- [Challenge] Print the listing in its entirety and exactly, leaving out images.

- [Given information]
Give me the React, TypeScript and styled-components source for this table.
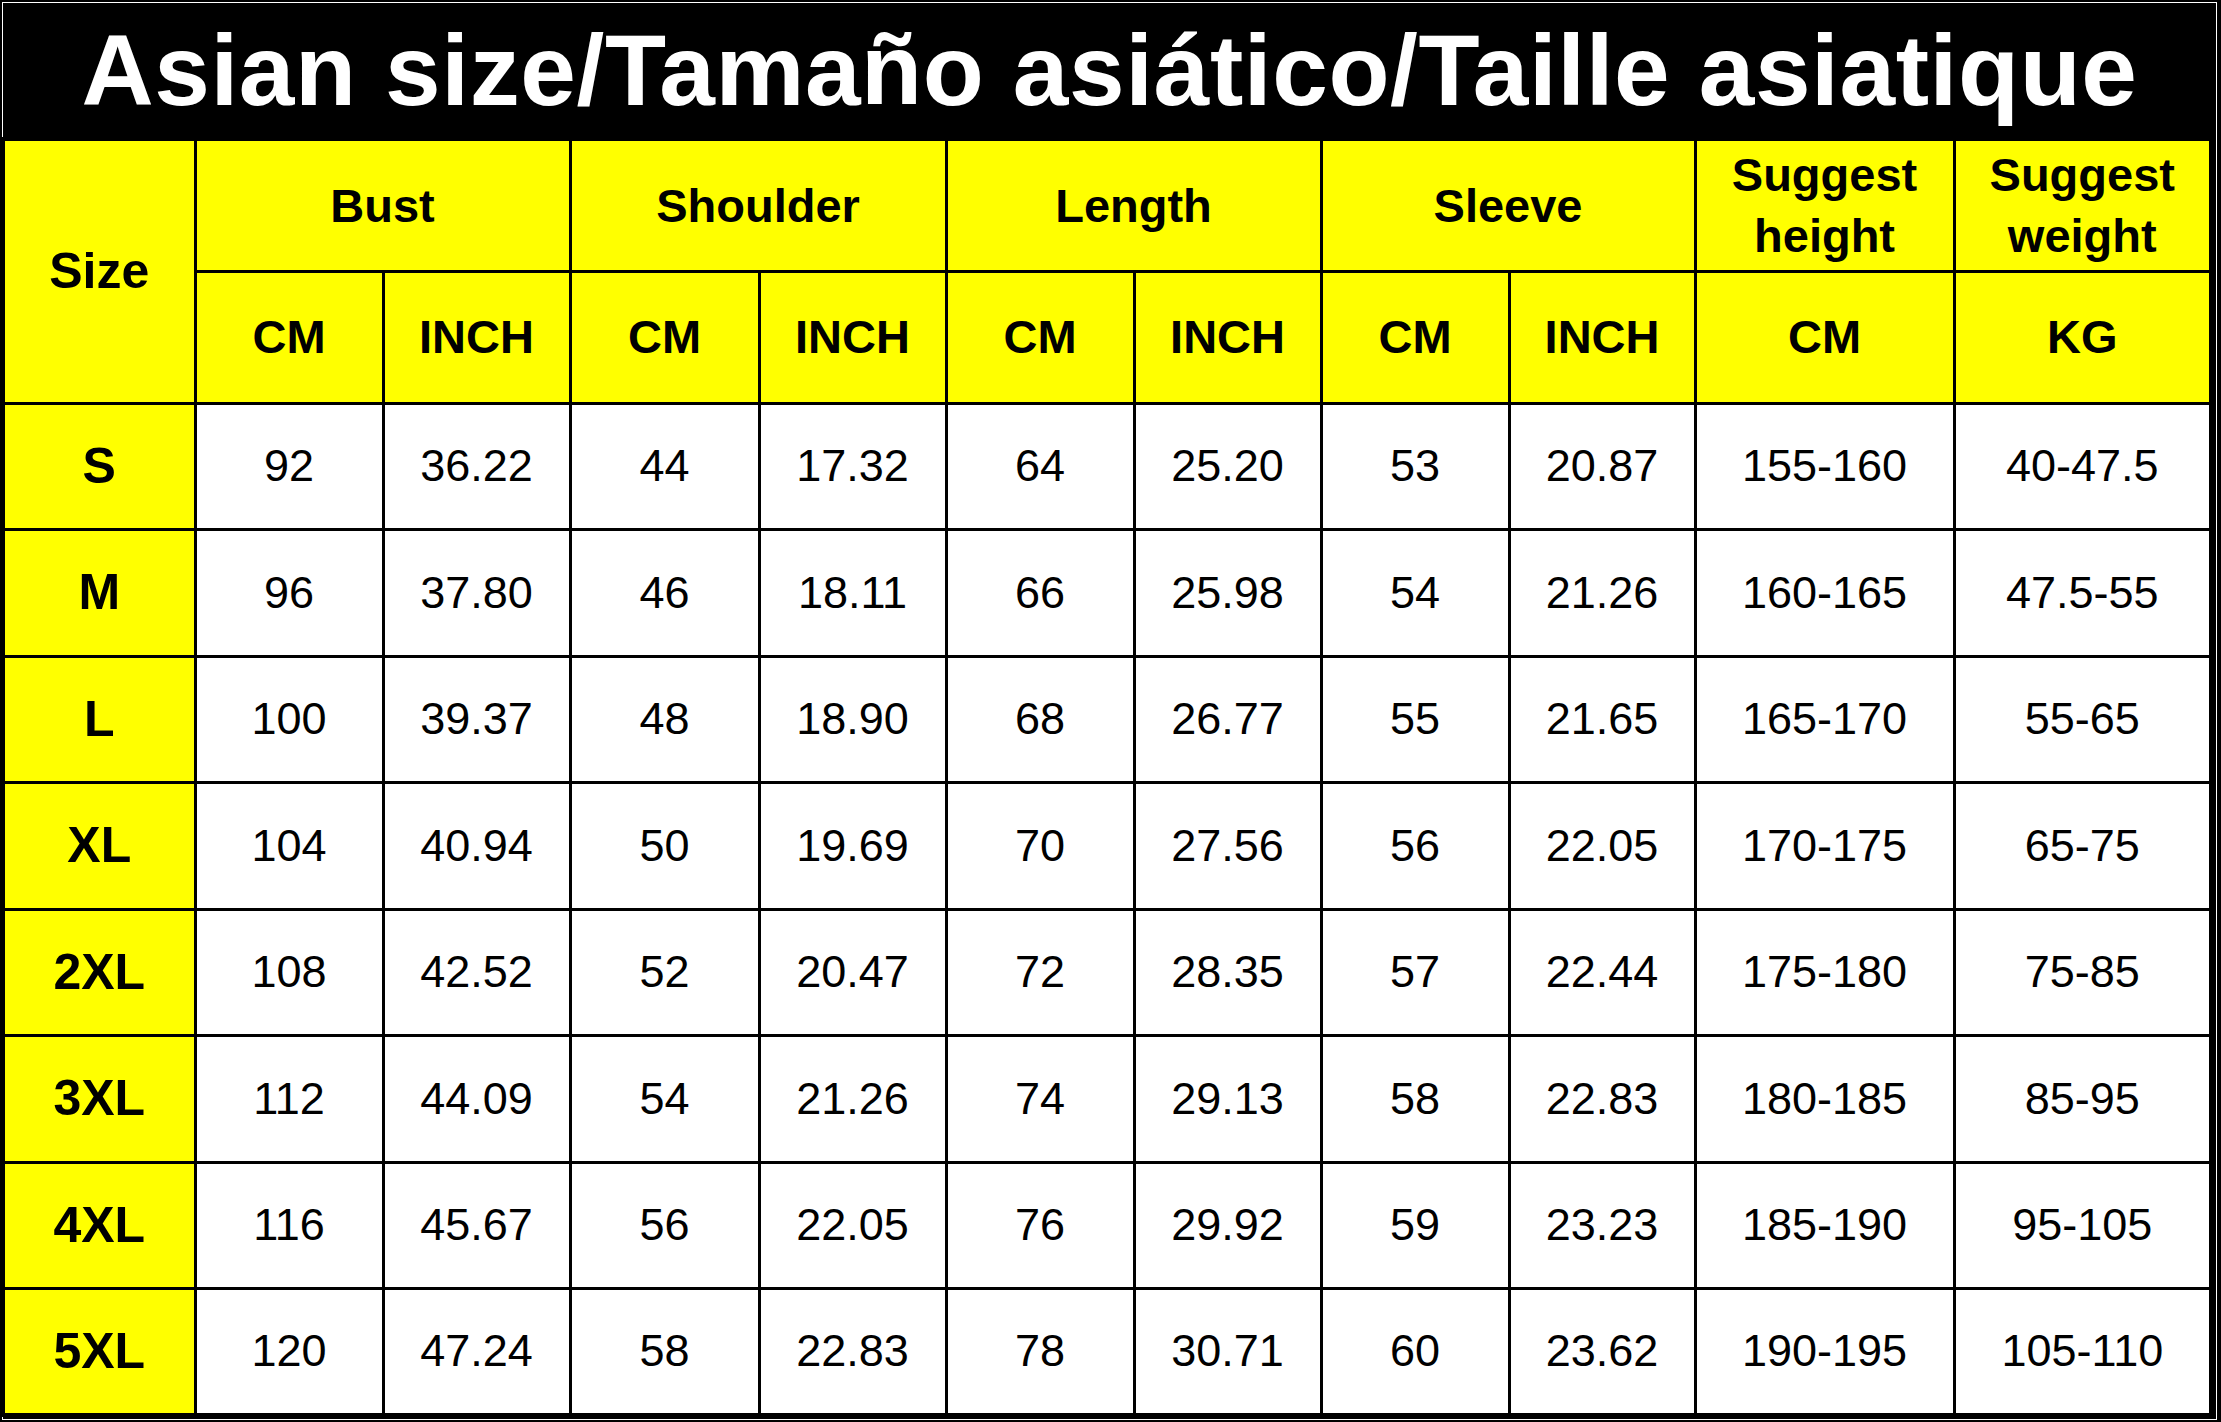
import styled, { createGlobalStyle } from "styled-components";

const GlobalStyle = createGlobalStyle`
  html, body {
    margin: 0;
    padding: 0;
    background: #000;
  }
  body {
    font-family: "Liberation Sans", Arial, sans-serif;
  }
`;

const Frame = styled.div`
  width: 2221px;
  height: 1422px;
  box-sizing: border-box;
  background: #000;
  padding: 2px 4px 2px 2px;
  overflow: hidden;
`;

const Inner = styled.div`
  height: 100%;
  box-sizing: border-box;
  border: 1px solid #fff;
  background: #000;
  display: flex;
  flex-direction: column;
`;

const Title = styled.h1`
  margin: 0;
  height: 134px;
  flex-shrink: 0;
  display: flex;
  align-items: center;
  justify-content: center;
  color: #fff;
  font-family: "Liberation Sans", Arial, sans-serif;
  font-weight: 700;
  font-size: 100px;
  letter-spacing: 0.6px;
  white-space: nowrap;
`;

const Table = styled.table`
  width: 2210px;
  margin-left: -2px;
  flex-shrink: 0;
  border-collapse: collapse;
  table-layout: fixed;
  border: 4px solid #000;
`;

const Cell = styled.td<{ $head?: boolean; $bold?: boolean; $big?: boolean }>`
  border: 3px solid #000;
  background: ${(p) => (p.$head ? "#ffff00" : "#fff")};
  color: #000;
  text-align: center;
  vertical-align: middle;
  padding: 0;
  font-size: ${(p) => (p.$big ? "50px" : p.$bold ? "47px" : "45px")};
  font-weight: ${(p) => (p.$bold ? 700 : 400)};
  line-height: 1.3;
`;

const HeadRow = styled.tr`
  height: 132px;
`;

const DataRow = styled.tr`
  height: 126.5px;
`;

const widths = [192, 188, 187, 189, 187, 188, 187, 188, 186, 259, 257];

const groups = ["Bust", "Shoulder", "Length", "Sleeve"];

const rows: string[][] = [
  ["S", "92", "36.22", "44", "17.32", "64", "25.20", "53", "20.87", "155-160", "40-47.5"],
  ["M", "96", "37.80", "46", "18.11", "66", "25.98", "54", "21.26", "160-165", "47.5-55"],
  ["L", "100", "39.37", "48", "18.90", "68", "26.77", "55", "21.65", "165-170", "55-65"],
  ["XL", "104", "40.94", "50", "19.69", "70", "27.56", "56", "22.05", "170-175", "65-75"],
  ["2XL", "108", "42.52", "52", "20.47", "72", "28.35", "57", "22.44", "175-180", "75-85"],
  ["3XL", "112", "44.09", "54", "21.26", "74", "29.13", "58", "22.83", "180-185", "85-95"],
  ["4XL", "116", "45.67", "56", "22.05", "76", "29.92", "59", "23.23", "185-190", "95-105"],
  ["5XL", "120", "47.24", "58", "22.83", "78", "30.71", "60", "23.62", "190-195", "105-110"],
];

export default function App() {
  return (
    <>
      <GlobalStyle />
      <Frame>
        <Inner>
          <Title>Asian size/Tamaño asiático/Taille asiatique</Title>
          <Table>
            <colgroup>
              {widths.map((w, i) => (
                <col key={i} style={{ width: w }} />
              ))}
            </colgroup>
            <thead>
              <HeadRow>
                <Cell as="th" $head $bold $big rowSpan={2}>
                  Size
                </Cell>
                {groups.map((g) => (
                  <Cell as="th" key={g} $head $bold colSpan={2}>
                    {g}
                  </Cell>
                ))}
                <Cell as="th" $head $bold>
                  Suggest
                  <br />
                  height
                </Cell>
                <Cell as="th" $head $bold>
                  Suggest
                  <br />
                  weight
                </Cell>
              </HeadRow>
              <HeadRow>
                {groups.map((g) => [
                  <Cell as="th" key={g + "cm"} $head $bold>
                    CM
                  </Cell>,
                  <Cell as="th" key={g + "in"} $head $bold>
                    INCH
                  </Cell>,
                ])}
                <Cell as="th" $head $bold>
                  CM
                </Cell>
                <Cell as="th" $head $bold>
                  KG
                </Cell>
              </HeadRow>
            </thead>
            <tbody>
              {rows.map((r) => (
                <DataRow key={r[0]}>
                  {r.map((v, i) =>
                    i === 0 ? (
                      <Cell key={i} $head $bold $big>
                        {v}
                      </Cell>
                    ) : (
                      <Cell key={i}>{v}</Cell>
                    )
                  )}
                </DataRow>
              ))}
            </tbody>
          </Table>
        </Inner>
      </Frame>
    </>
  );
}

- [Solution below]
Give me the React, TypeScript and styled-components source for this table.
import styled, { createGlobalStyle } from "styled-components";

const GlobalStyle = createGlobalStyle`
  html, body {
    margin: 0;
    padding: 0;
    background: #000;
  }
  body {
    font-family: "Liberation Sans", Arial, sans-serif;
  }
`;

const Frame = styled.div`
  width: 2221px;
  height: 1422px;
  box-sizing: border-box;
  background: #000;
  padding: 2px 4px 2px 2px;
  overflow: hidden;
`;

const Inner = styled.div`
  height: 100%;
  box-sizing: border-box;
  border: 1px solid #fff;
  background: #000;
  display: flex;
  flex-direction: column;
`;

const Title = styled.h1`
  margin: 0;
  height: 134px;
  flex-shrink: 0;
  display: flex;
  align-items: center;
  justify-content: center;
  color: #fff;
  font-family: "Liberation Sans", Arial, sans-serif;
  font-weight: 700;
  font-size: 100px;
  letter-spacing: 0.6px;
  white-space: nowrap;
`;

const Table = styled.table`
  width: 2210px;
  margin-left: -2px;
  flex-shrink: 0;
  border-collapse: collapse;
  table-layout: fixed;
  border: 4px solid #000;
`;

const Cell = styled.td<{ $head?: boolean; $bold?: boolean; $big?: boolean }>`
  border: 3px solid #000;
  background: ${(p) => (p.$head ? "#ffff00" : "#fff")};
  color: #000;
  text-align: center;
  vertical-align: middle;
  padding: 0;
  font-size: ${(p) => (p.$big ? "50px" : p.$bold ? "47px" : "45px")};
  font-weight: ${(p) => (p.$bold ? 700 : 400)};
  line-height: 1.3;
`;

const HeadRow = styled.tr`
  height: 132px;
`;

const DataRow = styled.tr`
  height: 126.5px;
`;

const widths = [192, 188, 187, 189, 187, 188, 187, 188, 186, 259, 257];

const groups = ["Bust", "Shoulder", "Length", "Sleeve"];

const rows: string[][] = [
  ["S", "92", "36.22", "44", "17.32", "64", "25.20", "53", "20.87", "155-160", "40-47.5"],
  ["M", "96", "37.80", "46", "18.11", "66", "25.98", "54", "21.26", "160-165", "47.5-55"],
  ["L", "100", "39.37", "48", "18.90", "68", "26.77", "55", "21.65", "165-170", "55-65"],
  ["XL", "104", "40.94", "50", "19.69", "70", "27.56", "56", "22.05", "170-175", "65-75"],
  ["2XL", "108", "42.52", "52", "20.47", "72", "28.35", "57", "22.44", "175-180", "75-85"],
  ["3XL", "112", "44.09", "54", "21.26", "74", "29.13", "58", "22.83", "180-185", "85-95"],
  ["4XL", "116", "45.67", "56", "22.05", "76", "29.92", "59", "23.23", "185-190", "95-105"],
  ["5XL", "120", "47.24", "58", "22.83", "78", "30.71", "60", "23.62", "190-195", "105-110"],
];

export default function App() {
  return (
    <>
      <GlobalStyle />
      <Frame>
        <Inner>
          <Title>Asian size/Tamaño asiático/Taille asiatique</Title>
          <Table>
            <colgroup>
              {widths.map((w, i) => (
                <col key={i} style={{ width: w }} />
              ))}
            </colgroup>
            <thead>
              <HeadRow>
                <Cell as="th" $head $bold $big rowSpan={2}>
                  Size
                </Cell>
                {groups.map((g) => (
                  <Cell as="th" key={g} $head $bold colSpan={2}>
                    {g}
                  </Cell>
                ))}
                <Cell as="th" $head $bold>
                  Suggest
                  <br />
                  height
                </Cell>
                <Cell as="th" $head $bold>
                  Suggest
                  <br />
                  weight
                </Cell>
              </HeadRow>
              <HeadRow>
                {groups.map((g) => [
                  <Cell as="th" key={g + "cm"} $head $bold>
                    CM
                  </Cell>,
                  <Cell as="th" key={g + "in"} $head $bold>
                    INCH
                  </Cell>,
                ])}
                <Cell as="th" $head $bold>
                  CM
                </Cell>
                <Cell as="th" $head $bold>
                  KG
                </Cell>
              </HeadRow>
            </thead>
            <tbody>
              {rows.map((r) => (
                <DataRow key={r[0]}>
                  {r.map((v, i) =>
                    i === 0 ? (
                      <Cell key={i} $head $bold $big>
                        {v}
                      </Cell>
                    ) : (
                      <Cell key={i}>{v}</Cell>
                    )
                  )}
                </DataRow>
              ))}
            </tbody>
          </Table>
        </Inner>
      </Frame>
    </>
  );
}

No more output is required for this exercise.